La correction apportée par l’évangéliste nous retient de faire de nos pensées une vérité sur Dieu, sur la vie. Ce que nous imaginons devient une conviction qui peut nourrir notre foi lorsque nous la confrontons à d’autres expériences, à d’autres réflexions. C’est pour cela qu’on ne peut pas être croyant seul, isolé des autres. Si l’expérience religieuse est toujours singulière, toujours unique en son genre, elle ne peut être véritablement religieuse sans s’être confrontée à d’autres expériences qui la corrigeront, qui lui apporteront des compléments de compréhension (religion vient de relegere – relire [à la lumière d’autres enseignements]). La vie ne saurait être réduite à la seule expérience que nous en avons. Si c’était le cas, nous serions non pas des chrétiens, mais des sauvages qui se prennent pour la mesure de toutes choses.

  1. Nous sommes christs (v. 25)

Le dernier verset qui fait partie intégrante de l’évangile, est on ne peut plus étrange. Le monde ne serait pas assez grand pour contenir tous les textes racontant tout ce que Jésus a fait. On peut se dire que l’évangéliste exagère un peu et qu’il veut dire que Jésus est vraiment extraordinaire, qu’il a fait des milliers de choses formidables qui mériteraient d’être décrites par le détail, mais qu’on ne le fait pas car il faudrait couper toutes les forêts, ce qui ne serait guère écologique.

Peut-être y a-t-il une forme d’hyperbole dans ce verset, une exagération pour souligner l’importance exceptionnelle de Jésus. J’y vois plutôt un enseignement supplémentaire sur la condition de disciple. La foi du disciple est personnelle – elle ne cherche pas à se conformer à la foi des autres. La foi du disciple est personnelle – elle se construit en relation avec les autres expériences du sacré. Et, avec ce verset, je dirai que la foi du disciple en fait un christ. Jésus n’a pas accompli de quoi remplir le monde entier du récit de ses exploits.
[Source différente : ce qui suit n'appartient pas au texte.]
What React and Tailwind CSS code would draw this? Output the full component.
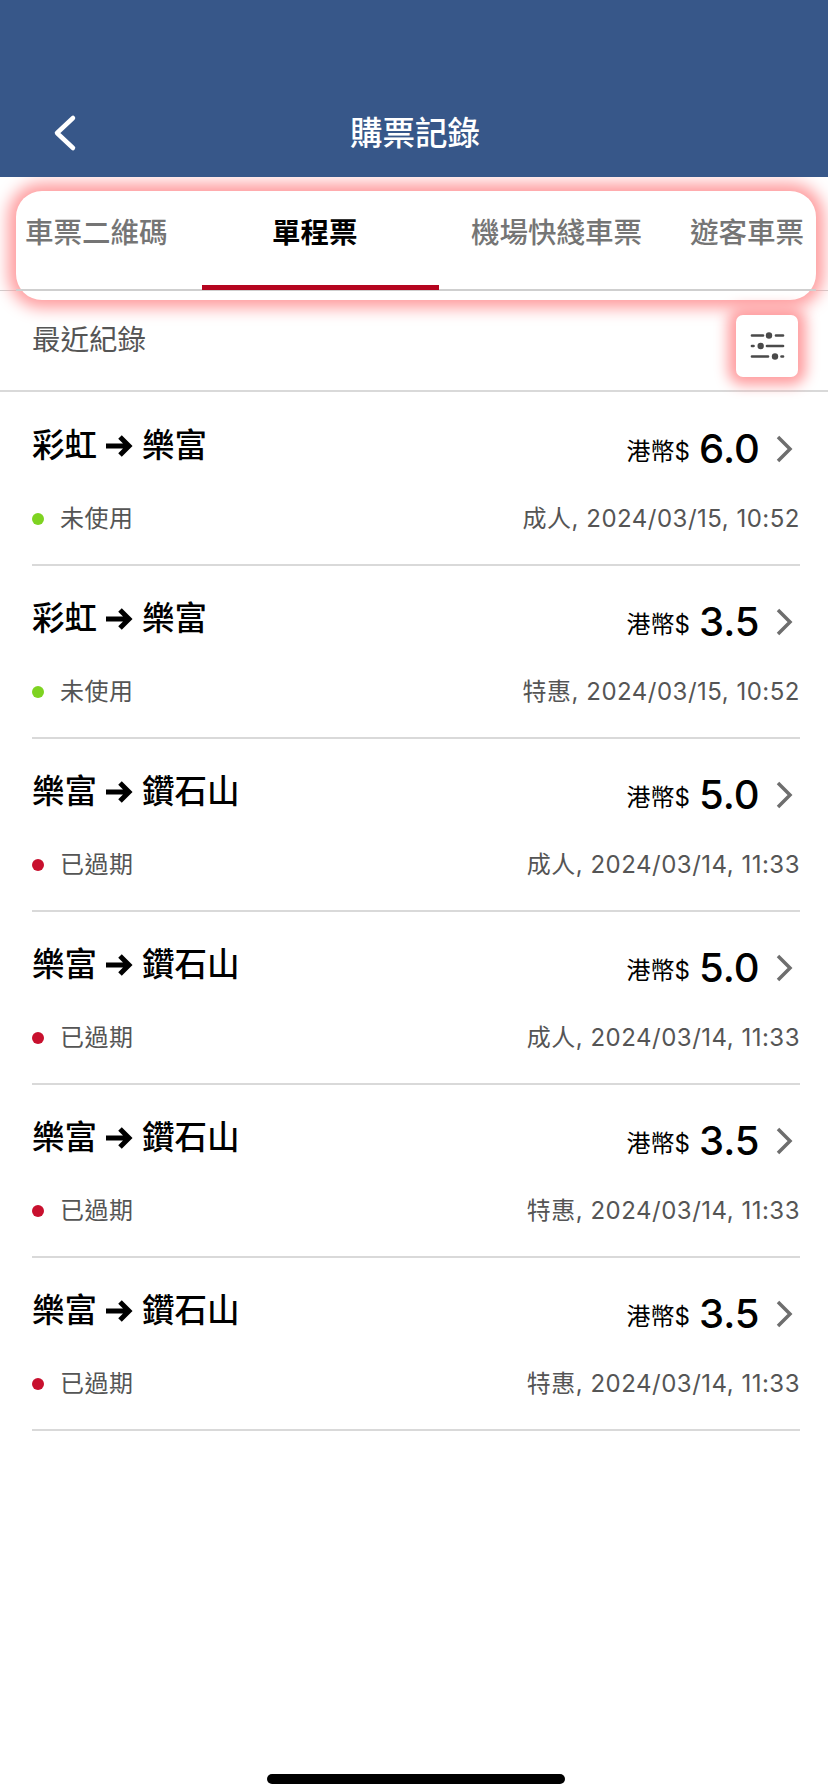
import React from "react";

const tickets = [
	{route: ["彩虹", "樂富"], price: "6.0", used: false, info: "成人, 2024/03/15, 10:52"},
	{route: ["彩虹", "樂富"], price: "3.5", used: false, info: "特惠, 2024/03/15, 10:52"},
	{route: ["樂富", "鑽石山"], price: "5.0", used: true, info: "成人, 2024/03/14, 11:33"},
	{route: ["樂富", "鑽石山"], price: "5.0", used: true, info: "成人, 2024/03/14, 11:33"},
	{route: ["樂富", "鑽石山"], price: "3.5", used: true, info: "特惠, 2024/03/14, 11:33"},
	{route: ["樂富", "鑽石山"], price: "3.5", used: true, info: "特惠, 2024/03/14, 11:33"},
];

function TicketRow({ticket}) {
	return (
		<div className="h-[173px] border-b-2 border-[#d9d9d9] flex flex-col">
			<div className="h-[111px] flex items-start justify-between">
				<div className="mt-[33px] flex items-center text-[32.5px] leading-[40px] font-medium text-black">
					<span>{ticket.route[0]}</span>
					<svg width="28" height="24" viewBox="0 0 28 24" className="ml-[8px] mr-[9px]">
						<path d="M1 12H24M15 3l9 9-9 9" fill="none" stroke="#000" strokeWidth="5" />
					</svg>
					<span>{ticket.route[1]}</span>
				</div>
				<div className="mt-[32px] flex items-center text-black">
					<span className="text-[24px] leading-[30px] mt-[6px] mr-[9px]">港幣$</span>
					<span className="text-[40px] leading-[48px] font-medium w-[58px] text-right">{ticket.price}</span>
					<svg width="18" height="28" viewBox="0 0 18 28" className="ml-[18px] mr-[7px]">
						<path d="M3 2l12 12L3 26" fill="none" stroke="#6e6e6e" strokeWidth="3.5" />
					</svg>
				</div>
			</div>
			<div className="flex items-center justify-between text-[24px] leading-[30px] text-[#555555] tracking-[0.5px]">
				<div className="flex items-center">
					<span className={ticket.used ? "w-[12px] h-[12px] rounded-full bg-[#c8102e] -mt-[1px]" : "w-[12px] h-[12px] rounded-full bg-[#7ed321] -mt-[1px]"}></span>
					<span className="ml-[16px]">{ticket.used ? "已過期" : "未使用"}</span>
				</div>
				<span>{ticket.info}</span>
			</div>
		</div>
	);
}

export default function App() {
	return (
		<div className="w-[828px] h-[1790px] bg-white relative overflow-hidden font-['Inter','Noto_Sans_CJK_TC',sans-serif]">
			<header className="relative z-10 h-[177px] bg-[#375789] flex items-end justify-center pb-[21px] pl-[2px]">
				<svg width="30" height="40" viewBox="0 0 30 40" className="absolute left-[50px] top-[113px]">
					<path d="M23 5L7 20l16 15" fill="none" stroke="#fff" strokeWidth="4.5" strokeLinecap="round" strokeLinejoin="round" />
				</svg>
				<h1 className="text-[32.5px] leading-[44px] font-medium text-white">購票記錄</h1>
			</header>

			<section className="relative h-[114px] border-b border-[#cfcfcf]">
				{/* highlight sits behind the tabs */}
				<div className="absolute left-[16px] right-[12px] top-[14px] h-[109px] rounded-[26px] bg-white shadow-[0_0_16px_8px_#ff9c9e]"></div>
				<div className="absolute left-[16px] right-[12px] top-[112px] h-[2px] bg-[#cfcfcf]"></div>
				<div className="relative flex h-[113px] pt-[36px] text-[28.5px] leading-[40px] font-medium text-[#757575]">
					<span className="ml-[25px]">車票二維碼</span>
					<div className="ml-[34.5px] w-[237px] h-[77px] border-b-[5px] border-[#b5051f] text-black font-bold pl-[70px]">單程票</div>
					<span className="ml-[32px]">機場快綫車票</span>
					<span className="ml-[48px]">遊客車票</span>
				</div>
			</section>

			<div className="relative h-[101px] border-b-2 border-[#d9d9d9] flex items-start justify-between pl-[32px] pr-[30px]">
				<span className="mt-[29px] text-[28.5px] leading-[40px] text-[#555555]">最近紀錄</span>
				<button className="mt-[24px] w-[62px] h-[62px] rounded-[7px] bg-white shadow-[0_0_14px_8px_#ff9c9e] flex items-center justify-center">
					<svg width="36" height="30" viewBox="0 0 36 30">
						<g stroke="#4a4a4a" strokeWidth="2.7" strokeLinecap="round">
							<path d="M3 4.5H14M27 4.5H34" />
							<path d="M3 15H4.5M18 15H34" />
							<path d="M3 25.5H19M32.5 25.5H34" />
						</g>
						<g fill="#4a4a4a">
							<circle cx="20" cy="4.5" r="3.2" />
							<circle cx="11.7" cy="15" r="3.2" />
							<circle cx="26" cy="25.5" r="3.2" />
						</g>
					</svg>
				</button>
			</div>

			<div className="pl-[32px] pr-[28px] mt-[1px]">
				{tickets.map((ticket, i) => (
					<TicketRow key={i} ticket={ticket} />
				))}
			</div>

			<div className="absolute left-[267px] top-[1774px] w-[298px] h-[10px] rounded-full bg-black"></div>
		</div>
	);
}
En revanche, si nous mettions bout à bout de ce qui a été accompli dans la veine de ce qu’il a réalisé, oui, il y aurait de quoi remplir le monde. Il y a déjà des kilomètres et des kilomètres de livres qui passent par le détail ce que des gens ont accompli au nom du Christ. Des choses très visibles comme des hôpitaux pour soigner les corps meurtris. D’autres clandestines, car c’est parfois dans l’ombre que l’armée du Christ sauve l’humanité. Il y a eu au fil des siècles des œuvres formidables pour redonner aux gens une dignité inespérée, pour rétablir une égalité bafouée. Outre tous ces prix Nobel de la paix parmi lesquels il y a bien des protestants, on peut compter tous ces actes du quotidiens inspirés par le regard que Jésus a porté sur les êtres, sur les situations. Ces gestes d’entraide, ces gestes d’agapè, ces attitudes qui expriment clairement qu’un homme reste un homme, quelle que soit sa situation, quoi qu’il ait commis, quoi qu’il ait enduré.
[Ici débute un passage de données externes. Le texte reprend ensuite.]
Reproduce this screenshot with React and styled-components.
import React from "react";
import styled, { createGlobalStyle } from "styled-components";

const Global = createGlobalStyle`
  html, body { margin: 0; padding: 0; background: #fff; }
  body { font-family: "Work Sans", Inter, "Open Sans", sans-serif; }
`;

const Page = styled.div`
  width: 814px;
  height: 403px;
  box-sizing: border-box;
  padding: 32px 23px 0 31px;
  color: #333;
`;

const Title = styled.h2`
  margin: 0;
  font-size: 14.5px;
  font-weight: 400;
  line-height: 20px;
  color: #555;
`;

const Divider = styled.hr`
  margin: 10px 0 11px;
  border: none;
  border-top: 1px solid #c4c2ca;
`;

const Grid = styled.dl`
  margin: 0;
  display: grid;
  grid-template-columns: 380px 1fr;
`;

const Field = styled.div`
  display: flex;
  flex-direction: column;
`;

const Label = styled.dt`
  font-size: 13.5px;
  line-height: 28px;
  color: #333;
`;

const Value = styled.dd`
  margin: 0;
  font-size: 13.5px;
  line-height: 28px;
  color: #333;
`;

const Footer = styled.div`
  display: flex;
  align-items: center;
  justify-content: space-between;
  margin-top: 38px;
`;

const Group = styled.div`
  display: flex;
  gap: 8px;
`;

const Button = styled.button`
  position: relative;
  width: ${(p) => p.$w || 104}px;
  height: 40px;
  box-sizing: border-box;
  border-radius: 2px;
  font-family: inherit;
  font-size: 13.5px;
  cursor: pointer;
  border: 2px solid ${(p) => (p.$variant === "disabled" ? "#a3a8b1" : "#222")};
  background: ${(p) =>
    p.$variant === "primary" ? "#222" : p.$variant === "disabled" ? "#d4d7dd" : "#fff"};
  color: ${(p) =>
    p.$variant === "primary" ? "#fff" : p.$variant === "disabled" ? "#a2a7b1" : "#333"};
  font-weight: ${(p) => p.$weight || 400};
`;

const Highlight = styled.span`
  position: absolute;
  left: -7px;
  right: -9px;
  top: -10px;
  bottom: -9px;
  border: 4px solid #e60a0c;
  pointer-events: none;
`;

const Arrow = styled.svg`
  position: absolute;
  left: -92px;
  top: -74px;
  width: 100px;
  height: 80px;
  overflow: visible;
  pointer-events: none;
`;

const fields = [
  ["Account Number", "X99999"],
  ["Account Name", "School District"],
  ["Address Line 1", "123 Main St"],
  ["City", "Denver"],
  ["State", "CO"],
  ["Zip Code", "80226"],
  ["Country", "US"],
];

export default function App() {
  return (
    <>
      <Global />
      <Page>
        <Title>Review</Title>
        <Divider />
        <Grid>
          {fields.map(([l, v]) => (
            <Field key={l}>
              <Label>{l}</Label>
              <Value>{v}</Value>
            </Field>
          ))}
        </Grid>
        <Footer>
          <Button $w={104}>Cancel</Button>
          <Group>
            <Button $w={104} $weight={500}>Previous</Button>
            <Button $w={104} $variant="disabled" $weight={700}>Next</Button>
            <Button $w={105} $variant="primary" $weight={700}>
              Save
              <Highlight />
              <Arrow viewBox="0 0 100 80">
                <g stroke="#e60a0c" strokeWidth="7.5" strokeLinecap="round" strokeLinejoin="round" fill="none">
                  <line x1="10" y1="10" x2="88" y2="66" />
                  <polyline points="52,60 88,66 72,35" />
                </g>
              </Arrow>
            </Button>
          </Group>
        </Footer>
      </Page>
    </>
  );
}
C’est bien mieux que la communion des saints, c’est la communauté des christs. C’est la communauté de tous ceux qui n’ont pas cherché à faire comme les autres, mais qui ont fait ce qui est juste, là où ils vivaient. C’est la communauté de tous ceux qui ne se sont pas laissés aller à leurs seules fantaisies, mais qui ont répondu à l’appel de la vie, qui ont été pris aux entrailles par une situation qui exigeait une réponse de leur part. Et ceux-là ont inventé leur propre réponse au défi qui se présentait. Ils ont écrit la suite de l’histoire en marge de la Bible et au-delà encore. Ils ont, par la même occasion, révélé qu’il y a du christ en dehors de Jésus. Jésus ne fut pas une parenthèse enchantée que nous célébrerions timidement chaque dimanche matin comme on se rappelle un bon vieux temps avec une forme de nostalgie ou en projetant toutes sortes de fantasmes pour se donner un peu de consistance.
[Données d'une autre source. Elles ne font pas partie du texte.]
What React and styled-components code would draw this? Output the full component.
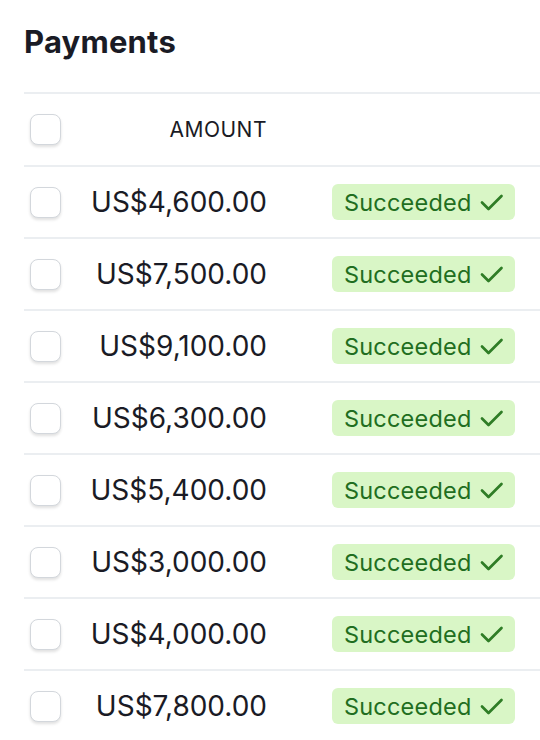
import React from 'react'
import styled, { createGlobalStyle } from 'styled-components'

const GlobalStyle = createGlobalStyle`
  body {
    margin: 0;
    background: #fff;
    font-family: Inter, "Liberation Sans", sans-serif;
    color: #1a1b25;
  }
`

const Page = styled.div`
  padding: 23px 0 0 24px;
`

const Title = styled.h1`
  margin: 0 0 31px 0;
  font-size: 31px;
  font-weight: 700;
  line-height: 38px;
  letter-spacing: 0.2px;
`

const Table = styled.div`
  border-top: 2px solid #ebeef1;
`

const Row = styled.div`
  display: grid;
  grid-template-columns: 56px 187px 1fr;
  align-items: center;
  height: ${({ $head }) => ($head ? '71px' : '70px')};
  border-bottom: 2px solid #ebeef1;
`

const Check = styled.span`
  display: block;
  width: 29px;
  height: 29px;
  margin-left: 6px;
  border: 1px solid #d3d7dc;
  border-radius: 8px;
  box-shadow: 0 2px 3px rgba(0, 0, 0, 0.12);
  background: #fff;
`

const Amount = styled.div`
  text-align: right;
  font-size: ${({ $head }) => ($head ? '21px' : '28px')};
  letter-spacing: ${({ $head }) => ($head ? '0.5px' : '0')};
  font-weight: 400;
`

const Status = styled.div`
  padding-left: 65px;
`

const Badge = styled.span`
  display: inline-flex;
  align-items: center;
  gap: 7px;
  height: 36px;
  padding: 0 11px 0 12px;
  border-radius: 6px;
  background: #d9f6c6;
  color: #216e1f;
  font-size: 23.5px;
  letter-spacing: 0.2px;
`

const CheckIcon = () => (
  <svg width="25" height="24" viewBox="0 0 25 24" fill="none">
    <path d="M3 12.5l6.5 6.5L22.5 6" stroke="#2f7d26" strokeWidth="2.7" strokeLinecap="round" strokeLinejoin="round" />
  </svg>
)

const payments = ['US$4,600.00', 'US$7,500.00', 'US$9,100.00', 'US$6,300.00', 'US$5,400.00', 'US$3,000.00', 'US$4,000.00', 'US$7,800.00']

const App = () => {
  return (
    <Page>
      <GlobalStyle />
      <Title>Payments</Title>
      <Table>
        <Row $head>
          <Check />
          <Amount $head>AMOUNT</Amount>
          <div />
        </Row>
        {payments.map((amount, index) => {
          return (
            <Row key={index}>
              <Check />
              <Amount>{amount}</Amount>
              <Status>
                <Badge>Succeeded <CheckIcon /></Badge>
              </Status>
            </Row>
          )
        })}
      </Table>
    </Page>
  )
}

export default App
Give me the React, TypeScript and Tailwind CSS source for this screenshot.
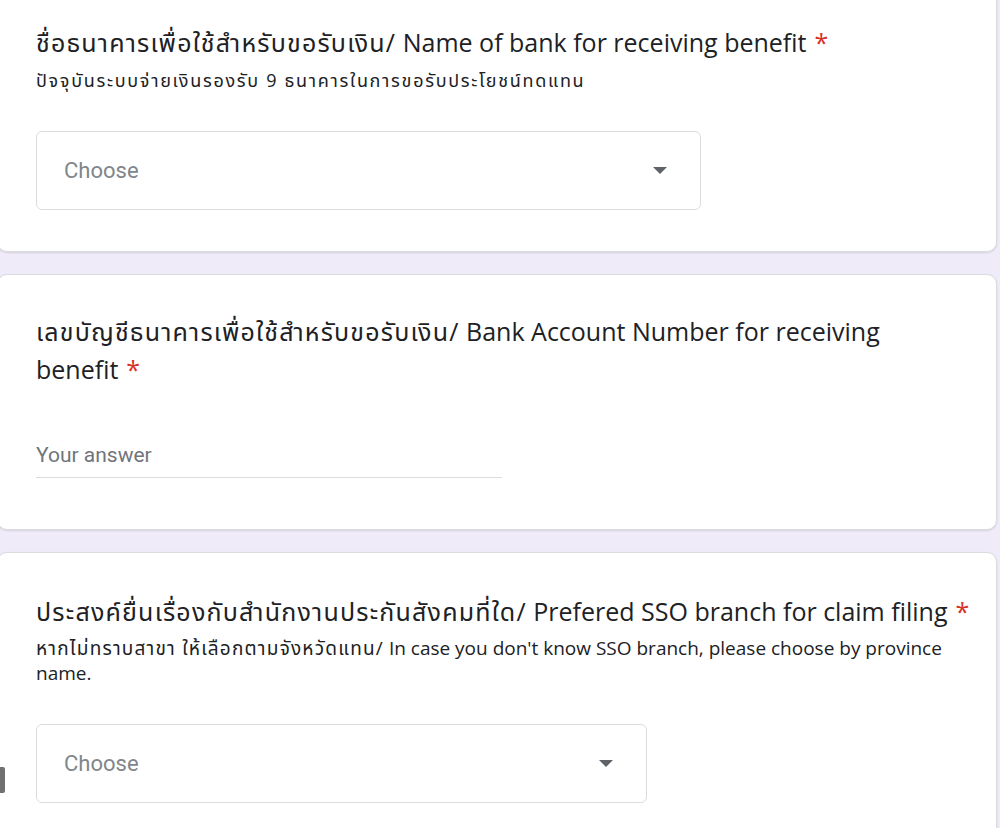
import React from "react";

const Star = () => <span className="ml-2 text-[#d93025]">*</span>;

const Th = ({ children, sp = "tracking-[1.2px]" }: { children: React.ReactNode; sp?: string }) => (
  <span className={sp}>{children}</span>
);

const Caret = () => (
  <svg width="14" height="7" viewBox="0 0 14 7" className="shrink-0">
    <path d="M0 0 L14 0 L7 7 Z" fill="#5f6368" />
  </svg>
);

const SelectBox = ({ width }: { width: string }) => (
  <div
    className={`${width} h-[79px] flex items-center justify-between pl-[27px] pr-[33px] border border-[#dadce0] rounded-md bg-white`}
  >
    <span className="text-[22px] text-[#80868b]" style={{ fontFamily: "Roboto, sans-serif" }}>
      Choose
    </span>
    <Caret />
  </div>
);

const Card = ({ children, className = "" }: { children: React.ReactNode; className?: string }) => (
  <div
    className={`bg-white rounded-[10px] ml-[-3px] mr-[3px] border border-[#dadce0] shadow-[0_1px_2px_rgba(60,64,67,0.15)] pl-[38px] pr-[20px] ${className}`}
  >
    {children}
  </div>
);

export default function App() {
  return (
    <div
      className="w-[1000px] h-[828px] overflow-hidden bg-[#f0ebf8] relative text-[#202124]"
      style={{ fontFamily: '"Open Sans", "Noto Sans Thai", "Noto Sans", Roboto, sans-serif' }}
    >
      <div className="flex flex-col gap-[22px] mt-[-12px]">
        <Card className="pt-[36px] pb-[41px]">
          <div className="text-[25px] leading-[34px]">
            <Th>ชื่อธนาคารเพื่อใช้สำหรับขอรับเงิน/</Th> Name of bank for receiving benefit
            <Star />
          </div>
          <div className="text-[18px] leading-[25px] mt-[9px]">
            <Th sp="tracking-[1.7px]">ปัจจุบันระบบจ่ายเงินรองรับ 9 ธนาคารในการขอรับประโยชน์ทดแทน</Th>
          </div>
          <div className="mt-[38px]">
            <SelectBox width="w-[665px]" />
          </div>
        </Card>

        <Card className="pt-[37px] pb-[51px]">
          <div className="text-[25px] leading-[38px] w-[900px]">
            <Th>เลขบัญชีธนาคารเพื่อใช้สำหรับขอรับเงิน/</Th> Bank Account Number for receiving benefit
            <Star />
          </div>
          <div className="mt-[53px] w-[466px] border-b border-[#dadce0] pb-[8px]">
            <span
              className="text-[21px] leading-[28px] text-[#70757a] block"
              style={{ fontFamily: "Roboto, sans-serif" }}
            >
              Your answer
            </span>
          </div>
        </Card>

        <Card className="pt-[41px] pb-[40px] min-h-[300px]">
          <div className="text-[25px] leading-[34px]">
            <Th>ประสงค์ยื่นเรื่องกับสำนักงานประกันสังคมที่ใด/</Th> Prefered SSO branch for claim filing
            <Star />
          </div>
          <div className="text-[19px] leading-[25px] mt-[8px] w-[925px]">
            <Th sp="tracking-[1.2px]">หากไม่ทราบสาขา ให้เลือกตามจังหวัดแทน/</Th> In case you don't know SSO branch, please
            choose by province name.
          </div>
          <div className="mt-[38px]">
            <SelectBox width="w-[611px]" />
          </div>
        </Card>
      </div>
      <div className="absolute left-0 top-[767px] w-[5px] h-[26px] bg-[#707070] rounded-r-[2px]" />
    </div>
  );
}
Non, la vie de Jésus a ouvert tous les chemins de la vie authentique, de la vie portée à son incandescence par la puissance de vie que Jésus a incarnée et qui anime celles et ceux qui se laissent saisir par cette vie-là. Jésus a ouvert la voie d’une vie surabondante, une vie qui déborde largement par delà les marges de toutes les histoires déjà connues. Jésus a ouvert la voie de notre vie, semblable à aucune autre.